18 thoughts on “Twice the Toothsie : Musings of A Reprieved Man” by midas (@midas)

  1. Daireen (@daireenonline)

    Toothache, Damning experience. Only solution, use valium, and that doesn’t guarantee you’ll sleep sef. Kpele, hope you’re better?

    1. Valium gini? Those bugs came to party & nothing would stop ’em. Anyways, I had the tooth removed. I’m all better now. Thanks.

  2. Guy, trust me. Take it from someone who once had a tooth pulled without an anaesthesic, I know what you mean. I don’t know any other pain that drowns that. I don’t.

    A toothache is horrible. It iS HORRIBLE.

    1. Horrible is the word. I know all about it. Been through two of these ordeals. It’s why they call me twice the toothsie :-)

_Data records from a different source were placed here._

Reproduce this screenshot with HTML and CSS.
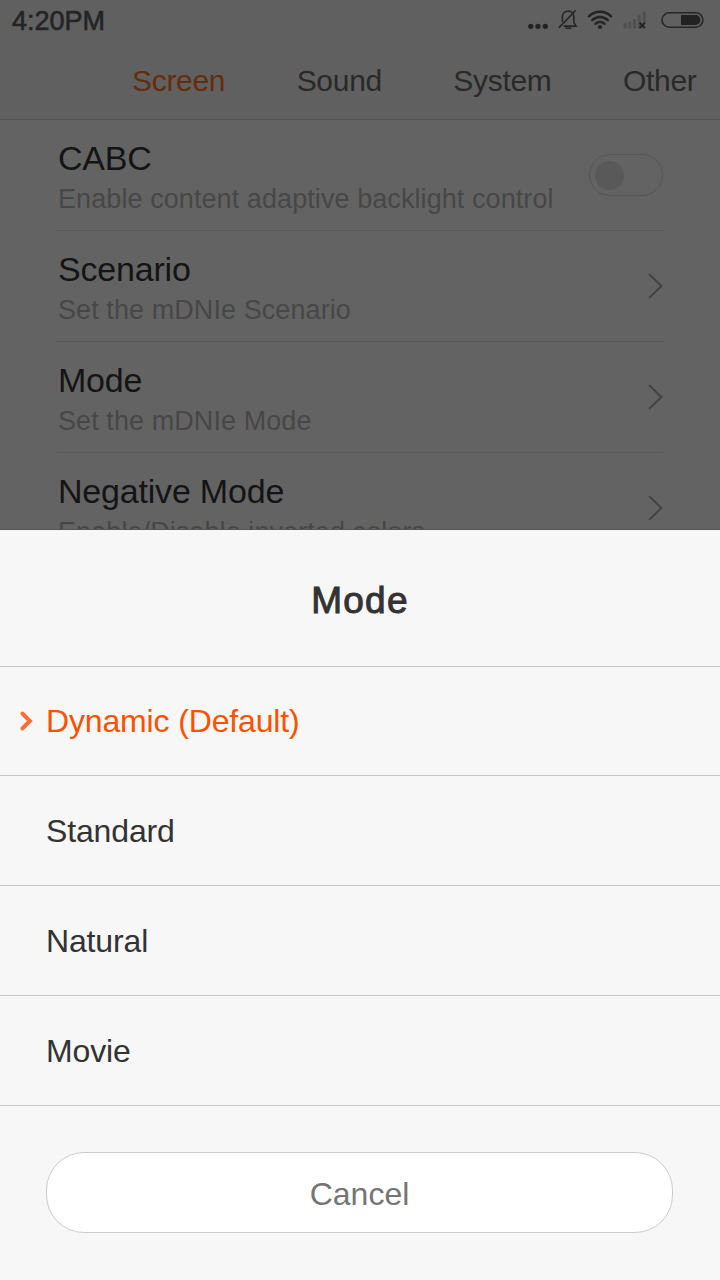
FILE: index.html
```html
<!DOCTYPE html>
<html lang="en">
<head>
<meta charset="utf-8">
<title>Mode</title>
<link rel="stylesheet" href="styles.css">
</head>
<body>
<div class="screen">
  <div class="settings">
    <header class="header">
      <div class="status">
        <span class="clock">4:20PM</span>
        <svg class="status-icons" width="188" height="42" viewBox="524 0 188 42" aria-hidden="true">
          <g class="ink-fill">
            <circle cx="530.8" cy="26.3" r="2.6"/>
            <circle cx="538" cy="26.3" r="2.6"/>
            <circle cx="545.3" cy="26.3" r="2.6"/>
          </g>
          <g class="ink-line">
            <path d="M562.4 22V16.5C562.4 13.2 565 11.1 568.1 11.1S573.8 13.2 573.8 16.5V22.2L576 26.1H563.5"/>
            <path d="M558.9 27.9L575.7 10.2"/>
            <path d="M565.3 28.2H571.3"/>
          </g>
          <g class="wifi-line">
            <path d="M588.9 16.3A15.8 15.8 0 0 1 611.1 16.3"/>
            <path d="M592.2 20.2A11 11 0 0 1 607.8 20.2"/>
            <path d="M595.4 23.8A6.5 6.5 0 0 1 604.6 23.8"/>
          </g>
          <circle class="ink-fill" cx="600" cy="27" r="2.1"/>
          <g class="signal-bars">
            <rect x="623.6" y="23" width="3" height="5.6" rx="1"/>
            <rect x="628.3" y="21.7" width="3" height="6.9" rx="1"/>
            <rect x="633" y="19" width="3" height="9.6" rx="1"/>
            <rect x="637.7" y="15" width="3" height="13.6" rx="1"/>
            <rect x="642.7" y="11.5" width="3" height="11" rx="1"/>
          </g>
          <path class="no-signal" d="M639.6 22.7L645 28.1M645 22.7L639.6 28.1"/>
          <rect class="battery" x="662" y="12.8" width="41" height="14.4" rx="7.2"/>
          <path class="ink-fill" d="M681 15H695.5A5 5 0 0 1 695.5 25H681Z"/>
        </svg>
      </div>
      <nav class="tabs">
        <span class="tab tab-active">Screen</span>
        <span class="tab">Sound</span>
        <span class="tab">System</span>
        <span class="tab">Other</span>
      </nav>
    </header>
    <main class="list">
      <div class="row">
        <div class="row-text">
          <div class="row-title">CABC</div>
          <div class="row-sub">Enable content adaptive backlight control</div>
        </div>
        <span class="toggle"><span class="knob"></span></span>
      </div>
      <div class="row">
        <div class="row-text">
          <div class="row-title">Scenario</div>
          <div class="row-sub">Set the mDNIe Scenario</div>
        </div>
        <svg class="chevron" width="15" height="26" viewBox="0 0 15 26" aria-hidden="true"><path d="M1.6 1.6L13.4 13L1.6 24.4"/></svg>
      </div>
      <div class="row">
        <div class="row-text">
          <div class="row-title">Mode</div>
          <div class="row-sub">Set the mDNIe Mode</div>
        </div>
        <svg class="chevron" width="15" height="26" viewBox="0 0 15 26" aria-hidden="true"><path d="M1.6 1.6L13.4 13L1.6 24.4"/></svg>
      </div>
      <div class="row">
        <div class="row-text">
          <div class="row-title">Negative Mode</div>
          <div class="row-sub">Enable/Disable inverted colors</div>
        </div>
        <svg class="chevron" width="15" height="26" viewBox="0 0 15 26" aria-hidden="true"><path d="M1.6 1.6L13.4 13L1.6 24.4"/></svg>
      </div>
    </main>
  </div>
  <section class="sheet">
    <h1 class="sheet-title">Mode</h1>
    <div class="option option-selected">
      <svg class="marker" width="16" height="22" viewBox="0 0 16 22" aria-hidden="true"><path d="M4.4 3.5L11.9 11L4.4 18.5"/></svg>
      <span>Dynamic (Default)</span>
    </div>
    <div class="option">Standard</div>
    <div class="option">Natural</div>
    <div class="option">Movie</div>
    <div class="actions"><button class="cancel" type="button">Cancel</button></div>
  </section>
</div>
</body>
</html>
```
FILE: styles.css
```css
* {
  box-sizing: border-box;
}

body {
  margin: 0;
}

.screen {
  display: flex;
  flex-direction: column;
  width: 720px;
  height: 1280px;
  overflow: hidden;
  font-family: "Liberation Sans", Arial, sans-serif;
}

.settings {
  flex: none;
  height: 530px;
  overflow: hidden;
  background: #636363;
  border-bottom: 1px solid #525252;
}

.header {
  height: 120px;
  background: #606060;
  border-bottom: 1px solid #505050;
}

.status {
  display: flex;
  justify-content: space-between;
  height: 42px;
  padding: 0 8px 0 12px;
}

.clock {
  font-size: 27px;
  line-height: 43px;
  color: #242424;
  -webkit-text-stroke: 0.6px #242424;
}

.ink-fill {
  fill: #222;
}

.ink-line {
  fill: none;
  stroke: #262626;
  stroke-width: 1.6;
}

.wifi-line {
  fill: none;
  stroke: #222;
  stroke-width: 2.4;
  stroke-linecap: round;
}

.signal-bars {
  fill: #505050;
}

.no-signal {
  fill: none;
  stroke: #222;
  stroke-width: 2;
}

.battery {
  fill: none;
  stroke: #262626;
  stroke-width: 1.5;
}

.tabs {
  display: flex;
  gap: 71.4px;
  padding-left: 132px;
  font-size: 30px;
  line-height: 77px;
  letter-spacing: -0.3px;
  color: #292929;
}

.tab-active {
  color: #652c0d;
}

.list {
  padding: 0 57px;
}

.row {
  display: flex;
  align-items: center;
  justify-content: space-between;
  height: 111px;
  border-bottom: 1px solid #585858;
}

.row-text {
  padding-top: 5px;
  white-space: nowrap;
}

.row-title {
  padding-left: 1px;
  font-size: 34px;
  line-height: 40px;
  letter-spacing: -0.2px;
  color: #141414;
}

.row-sub {
  margin-top: 3px;
  padding-left: 1px;
  font-size: 27px;
  line-height: 36px;
  letter-spacing: 0.08px;
  color: #474747;
}

.toggle {
  display: flex;
  align-items: center;
  width: 74px;
  height: 42px;
  padding-left: 5px;
  border: 1px solid #575757;
  border-radius: 21px;
}

.knob {
  width: 29px;
  height: 29px;
  border-radius: 50%;
  background: #595959;
}

.chevron path {
  fill: none;
  stroke: #424242;
  stroke-width: 2;
  stroke-linecap: round;
}

.sheet {
  flex: 1;
  background: #f7f7f7;
  color: #333;
}

.sheet-title {
  height: 137px;
  margin: 0;
  padding-top: 3px;
  border-bottom: 1px solid #c8c8c8;
  font-size: 37px;
  font-weight: 400;
  line-height: 136px;
  letter-spacing: 1.2px;
  text-align: center;
  -webkit-text-stroke: 1px #333;
}

.option {
  display: flex;
  align-items: center;
  height: 110px;
  padding-top: 2px;
  padding-left: 46px;
  border-bottom: 1px solid #c8c8c8;
  font-size: 32px;
  letter-spacing: -0.15px;
}

.option-selected {
  height: 109px;
  padding-top: 0;
  padding-left: 18px;
  gap: 12px;
  color: #f95200;
}

.marker path {
  fill: none;
  stroke: #ff6d38;
  stroke-width: 4;
  stroke-linecap: round;
}

.actions {
  padding: 46px 47px 47px 46px;
}

.cancel {
  display: block;
  width: 100%;
  height: 81px;
  padding: 3px 0 0;
  border: 1px solid #ccc;
  border-radius: 38px;
  background: #fff;
  font: inherit;
  font-size: 32px;
  color: #757575;
}
```
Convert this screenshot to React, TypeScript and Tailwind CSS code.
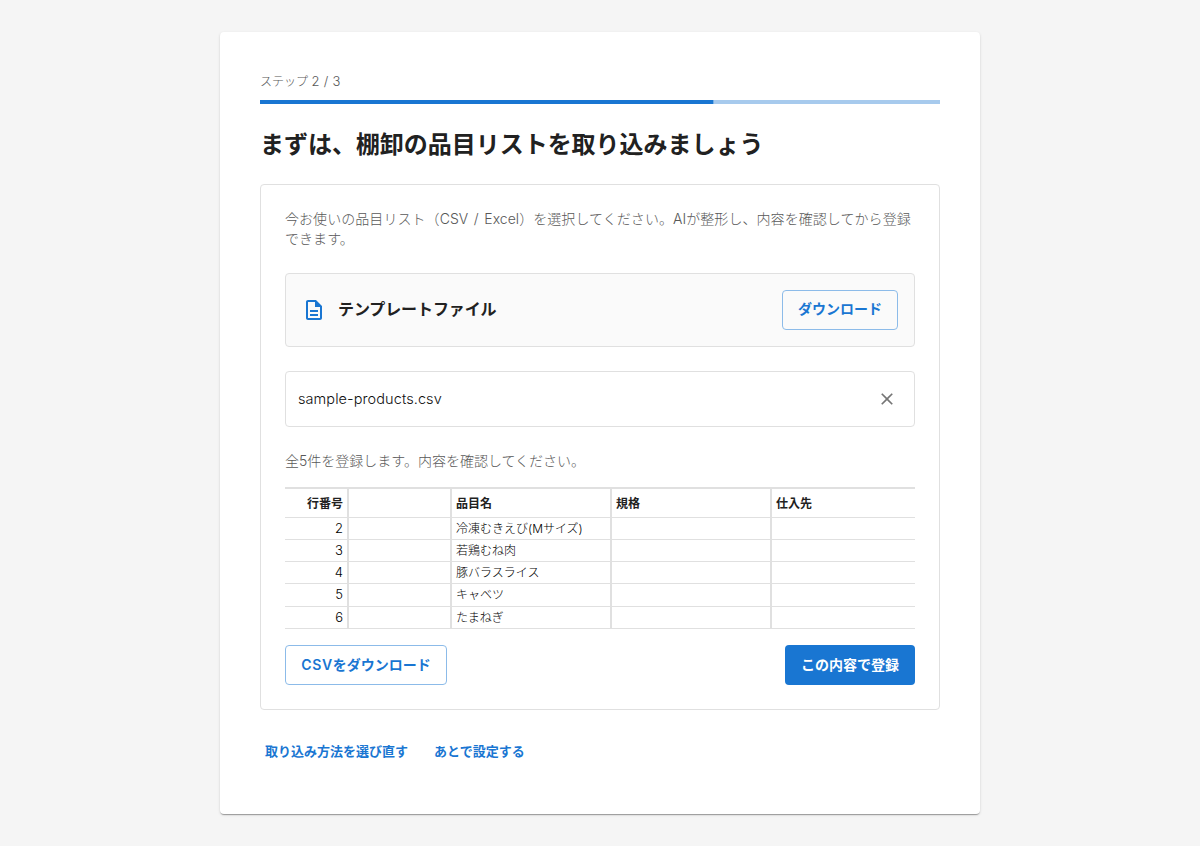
const rows = [
  { line: 2, name: "冷凍むきえび(Mサイズ)", height: "h-[22px]" },
  { line: 3, name: "若鶏むね肉", height: "h-[22px]" },
  { line: 4, name: "豚バラスライス", height: "h-[22px]" },
  { line: 5, name: "キャベツ", height: "h-[23px]" },
  { line: 6, name: "たまねぎ", height: "h-[22px]" },
];

const columns = "grid grid-cols-[64px_103px_160px_160px_1fr] border-b border-[#e0e0e0]";
const cell = "flex items-center border-r-2 border-[#e0e0e0] px-1";

export default function App() {
  return (
    <div className="flex h-[846px] justify-center bg-[#f5f5f5] py-8 font-['Inter','Noto_Sans_CJK_JP',sans-serif] font-light text-[#212121]" lang="ja">
      <main className="h-[782px] w-[760px] rounded bg-white px-10 pt-10 shadow-[0px_2px_1px_-1px_rgba(0,0,0,0.2),0px_1px_1px_0px_rgba(0,0,0,0.14),0px_1px_3px_0px_rgba(0,0,0,0.12)]">
        {/* Progress */}
        <p className="h-7 text-xs leading-[18px] text-[#585858]">
          ステップ <span className="text-[13px] tracking-[0.3px]">2 / 3</span>
        </p>
        <div className="h-1 bg-[#a7caed]">
          <div className="h-1 w-full origin-left scale-x-[0.66667] bg-[#1976d2]" />
        </div>

        <h1 className="mt-[25px] text-2xl leading-8 font-bold tracking-[-0.03px]">まずは、棚卸の品目リストを取り込みましょう</h1>

        <section className="mt-[23px] h-[526px] rounded border border-[#e0e0e0] px-6 pt-6">
          <p className="text-sm leading-5 tracking-[0.06px] text-[#585858] [word-spacing:1.5px]">
            今お使いの品目リスト（CSV / Excel）を選択してください。AIが整形し、内容を確認してから登録できます。
          </p>

          {/* Template file */}
          <div className="mt-6 flex h-[74px] items-center rounded border border-[#e0e0e0] bg-[#fafafa] px-4">
            <svg className="size-6 fill-[#1976d2]" viewBox="0 0 24 24">
              <path d="M8 16h8v2H8zm0-4h8v2H8zm6-10H6c-1.1 0-2 .9-2 2v16c0 1.1.89 2 1.99 2H18c1.1 0 2-.9 2-2V8zm4 18H6V4h7v5h5z" />
            </svg>
            <span className="ml-3 pb-0.5 text-base font-bold tracking-[-0.1px]">テンプレートファイル</span>
            <button className="ml-auto h-10 w-[116px] rounded border border-[#8cbbe9] pb-0.5 text-sm font-bold text-[#1976d2]">
              ダウンロード
            </button>
          </div>

          {/* Selected file */}
          <div className="mt-6 flex h-14 items-center justify-between rounded border border-[#e0e0e0] pr-[17px] pl-3">
            <span className="text-[14.5px] tracking-[0.08px] text-[#111]">sample-products.csv</span>
            <svg className="size-5 fill-[#757575]" viewBox="0 0 24 24">
              <path d="M19 6.41 17.59 5 12 10.59 6.41 5 5 6.41 10.59 12 5 17.59 6.41 19 12 13.41 17.59 19 19 17.59 13.41 12z" />
            </svg>
          </div>

          <p className="mt-6 text-sm leading-5 text-[#585858]">全5件を登録します。内容を確認してください。</p>

          {/* Preview table */}
          <div className="mt-4 border-t-2 border-[#e0e0e0] text-xs">
            <div className={`${columns} h-[29px] font-bold`}>
              <div className={`${cell} justify-end pt-0.5`}>行番号</div>
              <div className={cell} />
              <div className={`${cell} pt-0.5`}>品目名</div>
              <div className={`${cell} pt-0.5`}>規格</div>
              <div className="flex items-center px-1 pt-0.5">仕入先</div>
            </div>
            {rows.map((row) => (
              <div key={row.line} className={`${columns} ${row.height} text-black`}>
                <div className={`${cell} justify-end text-[13px]`}>{row.line}</div>
                <div className={cell} />
                <div className={cell}>{row.name}</div>
                <div className={cell} />
                <div />
              </div>
            ))}
          </div>

          <div className="mt-4 flex justify-between text-sm font-bold">
            <button className="h-10 w-[162px] rounded border border-[#8cbbe9] text-[#1976d2]">
              <span className="font-semibold tracking-[0.6px]">CSV</span>をダウンロード
            </button>
            <button className="h-10 w-[130px] rounded bg-[#1976d2] text-white">この内容で登録</button>
          </div>
        </section>

        <div className="mt-[31px] flex gap-[26px] pl-[5px] text-[13px] leading-5 font-bold text-[#1976d2]">
          <button>取り込み方法を選び直す</button>
          <button>あとで設定する</button>
        </div>
      </main>
    </div>
  );
}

  3. How did you get to write this in so many words?

    You write really good.

    1. Thanks.

      Experience @kaycee, , and then writing has always been my safe harbor. Think a thing through and you’ll come up with too many facts than you can handle.
      I vent through my pen, even Freud will be surprised.

  4. Well written my grandma had the experience and every member of the family had to be on their toes

    1. Awww, that must have been terrible for an old lady. I pray you do not experience it ever!

  5. I have been through it, but mine was not so bad. It was bad when the dentist did not wait for the anaesthetic to take effect before tugging and eventually dragging out the tooth. Caused me bruises, lips and mouth… That dentist ehn!

    1. Trust me the tugging is nothing compared to the pain that heralds the visit to the dentist.
      Thanks for reading.

  6. Artfully written.

    …those milk teeth after FALLEN off get sacrificed…. FALLING

      1. You’re very welcome!

  7. ack! can be the horror and a toothless grin certainly not fashionable..

    1. @ville: Certainly not fashionable. Thanks for reading.

  8. You are a very very good writer. Wow! This is beautiful writing and I much admire it. I like the way your use of words prevented me from reading the story in a rush.

    To tooth things: hmmm…me I pray I never experience this o. Remember how disoriented a grown man I know became, when he had a toothache. I also remember the screams that came from another grown man while I accompanied my sister to the dentist’s.

    Well done jare. Good work of introspection. Keep improving your art.

    1. @chemokopi: Thanks for the weighty endorsement. I appreciate it.
      I pray you do not experience it too. I wouldn’t, in a thousand lifetimes, have thought a toothache would bring me down to my knees too. The pain is better witnessed from afar off than personally experienced.